PROJECT PROFILE- Developing historic Cairo: The government has been working on several landmark projects in central Cairo to develop old buildings and revamp the cultural landscape in different areas. The development project is also geared towards making several areas in the city attractive for investments. The focus on Cairo comes as the capital city is a historical and cultural center, and is part of UNESCO’s World Heritage Center thanks to the number of tourist and historical sites, along with the plethora of artifacts.
The price tag: The overall cost for the redevelopment of historic Cairo and slum areas, which spans 10k feddans, stands at around EGP 317 bn, Informal Settlements Development Fund (ISDF) head Khaled Seddik told Enterprise. This price tag includes around EGP 60-70 bn just for the historic Cairo portion of the plan, which is being financed from the Housing Ministry’s budget, Seddik said.
Over the past four years, the government has implemented several projects to develop historic Cairo, including addressing slums and informal buildings. This includes the development of the Maspero Triangle, the 75-acre stretch between the headquarters of the Foreign Ministry and the National Media Authority (historically known as the Egyptian Radio and Television Union, or the Maspero building). The project — the cost of which is estimated to have reached c.EGP 1.7 bn — was awarded to our friends at Orascom Construction, Hassan Allam Construction, Redcon, and Arab Contractors.
Where things currently stand with the broader development plans: The development of historic Cairo is around 90% complete, including patching up building exteriors and upgrading infrastructure such as repaving roads, Seddik told us. This phase of the plan comes ahead of offering investment projects — including building malls — to investors in the area, Seddik said.
What about the development of downtown Cairo? The ISDF has completed all its planned development projects in the area in cooperation with the Armed Forces Engineering Authority, Seddik told us. Sovereign Fund of Egypt (SFE) CEO Ayman Soliman had previously said the fund is looking to work with private sector firms to develop several buildings in the area, including the old youth and sports, tourism, and interior ministry buildings to turn them into a hub for tech businesses. This hub development could help raise Egypt’s annual revenues from IT exports to USD 10 bn, from USD 4.9 bn in FY 2021-2022, Soliman said last month. The plan to repurpose the original ministry buildings comes as these ministries are set to begin moving to the new administrative capital as of next month.

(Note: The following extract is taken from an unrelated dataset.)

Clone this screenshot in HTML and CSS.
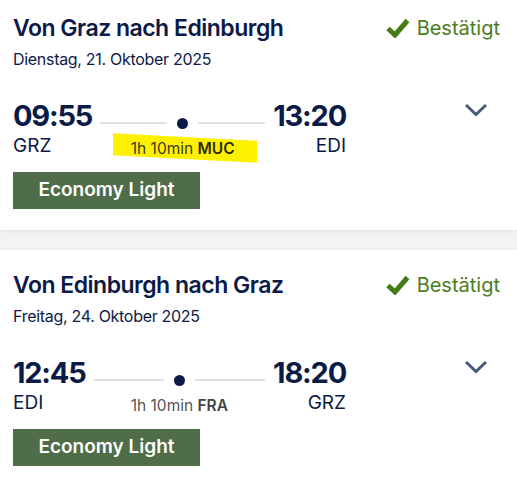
FILE: index.html
```html
<!DOCTYPE html>
<html lang="de">
<head>
    <meta charset="UTF-8">
    <meta name="viewport" content="width=device-width, initial-scale=1.0">
    <title>Meine Flüge</title>
    <link rel="stylesheet" href="styles.css">
</head>
<body>
    <div class="trips">
        <div class="trip">
            <div class="trip-head">
                <div>
                    <h2>Von Graz nach Edinburgh</h2>
                    <p class="date">Dienstag, 21. Oktober 2025</p>
                </div>
                <div class="status">
                    <svg width="24" height="20" viewBox="0 0 24 20"><path d="M2 10.5 L9 17 L21.5 2.5" fill="none" stroke="#437c17" stroke-width="5" stroke-linejoin="miter"/></svg>
                    Bestätigt
                </div>
            </div>
            <div class="flight">
                <div class="times">
                    <span class="time">09:55</span>
                    <span class="route"><i class="line"></i><i class="dot"></i><i class="line"></i></span>
                    <span class="time arr">13:20</span>
                    <span class="code">GRZ</span>
                    <span class="duration marked">1h 10min <b>MUC</b></span>
                    <span class="code arr">EDI</span>
                </div>
                <svg class="chevron" width="24" height="14" viewBox="0 0 24 14"><path d="M2 2 L12 11.5 L22 2" fill="none" stroke="#4a5879" stroke-width="3"/></svg>
            </div>
            <div class="fare">Economy Light</div>
        </div>

        <div class="trip">
            <div class="trip-head">
                <div>
                    <h2>Von Edinburgh nach Graz</h2>
                    <p class="date">Freitag, 24. Oktober 2025</p>
                </div>
                <div class="status">
                    <svg width="24" height="20" viewBox="0 0 24 20"><path d="M2 10.5 L9 17 L21.5 2.5" fill="none" stroke="#437c17" stroke-width="5" stroke-linejoin="miter"/></svg>
                    Bestätigt
                </div>
            </div>
            <div class="flight">
                <div class="times">
                    <span class="time">12:45</span>
                    <span class="route"><i class="line"></i><i class="dot"></i><i class="line"></i></span>
                    <span class="time arr">18:20</span>
                    <span class="code">EDI</span>
                    <span class="duration">1h 10min <b>FRA</b></span>
                    <span class="code arr">GRZ</span>
                </div>
                <svg class="chevron" width="24" height="14" viewBox="0 0 24 14"><path d="M2 2 L12 11.5 L22 2" fill="none" stroke="#4a5879" stroke-width="3"/></svg>
            </div>
            <div class="fare">Economy Light</div>
        </div>
    </div>
</body>
</html>
```

FILE: styles.css
```css
body {
    margin: 0;
    font-family: Inter, "Noto Sans", sans-serif;
    background-color: #f3f3f3;
    color: #0c1a47;
}
.trips {
    margin-top: -7px;
    display: flex;
    flex-direction: column;
    gap: 20px;
}
.trip {
    background: white;
    padding: 20px 17px 21px 13px;
    box-shadow: 0 1px 4px rgba(0, 0, 0, 0.08);
}
.trip-head {
    display: flex;
    justify-content: space-between;
    align-items: flex-start;
}
.trip-head h2 {
    margin: 0;
    font-size: 23px;
    line-height: 30px;
    font-weight: 600;
    letter-spacing: -0.5px;
}
.date {
    margin: 5px 0 0;
    font-size: 16px;
    line-height: 22px;
    letter-spacing: -0.3px;
}
.status {
    display: flex;
    align-items: center;
    gap: 7px;
    font-size: 20px;
    line-height: 30px;
    color: #4a7d1c;
}
.flight {
    display: flex;
    align-items: flex-start;
    justify-content: space-between;
    margin-top: 29px;
}
.times {
    display: grid;
    grid-template-columns: auto 1fr auto;
    width: 333px;
    column-gap: 8px;
    row-gap: 2px;
}
.time {
    font-size: 29px;
    line-height: 34px;
    font-weight: 700;
    letter-spacing: -1.2px;
    white-space: nowrap;
}
.arr {
    text-align: right;
}
.route {
    display: flex;
    align-items: center;
    gap: 10px;
    padding-top: 14px;
    height: 20px;
}
.line {
    flex: 1;
    height: 2px;
    background: #dfe1e6;
}
.dot {
    width: 11px;
    height: 11px;
    border-radius: 50%;
    background: #0c1a47;
}
.code {
    font-size: 19px;
    line-height: 22px;
}
.duration {
    position: relative;
    z-index: 0;
    justify-self: center;
    padding-top: 3px;
    font-size: 15.5px;
    line-height: 22px;
    color: #555;
}
.duration b {
    font-weight: 600;
    color: #444;
}
.duration.marked {
    color: #3d3d1c;
}
.duration.marked b {
    color: #2a2a10;
}
.duration.marked::before {
    content: "";
    position: absolute;
    left: -18px;
    right: -22px;
    top: 2px;
    height: 22px;
    background: #fff000;
    transform: skewY(3deg);
    z-index: -1;
}
.chevron {
    margin-top: 4px;
    margin-right: 12px;
}
.fare {
    margin-top: 12px;
    width: 187px;
    height: 37px;
    line-height: 36px;
    text-align: center;
    background: #4e6d48;
    color: white;
    font-size: 19px;
    font-weight: 600;
}
```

There’s also the Cairo House project — aka the Mogamma’s new lease on life: The SFE introduced its plan to repurpose the Mogamma Tahrir building in downtown Cairo around two years ago. The project, which is expected to cost c.USD 200 mn, will see the iconic building transformed into a new 450-room, five-star hotel. It will have more than 85k sqm of meeting and events spaces, several entertainment venues and restaurants, and feature the capital’s largest rooftop venue. A consortium of US-based Global Ventures and Oxford Capital, along with the UAE’s Al Otaiba Investment signed the contract to take on the project at the end of 2021.
And the development of the former NDP headquarters: The land where the National Democratic Party (NDP) headquarters once stood has been tendered to private sector companies as part of the SFE’s development plans to develop the area. Last we heard, the SFE was planning to announce soon the companies that will be awarded the contract for the development project. The project has garnered plenty of investor interest, particularly as the HQ’s location on the Nile corniche is seen as prime real estate, our sources told us.
Some of these projects are going to see a financial re-evaluation: Financial studies that were previously conducted on several projects under the Cairo redevelopment plan are no longer feasible or applicable as a result of the changing economic landscape, Seddik told us. Pricing has changed drastically with the weakening of the EGP, Seddik noted, saying that the fund has moved to rely more on local resources for implementation to mitigate the cost impact of imported materials. The fund plans to crunch the numbers again on its ongoing projects at a later time to calculate the real cost, taking into account the changes in pricing and the FX rate, he said.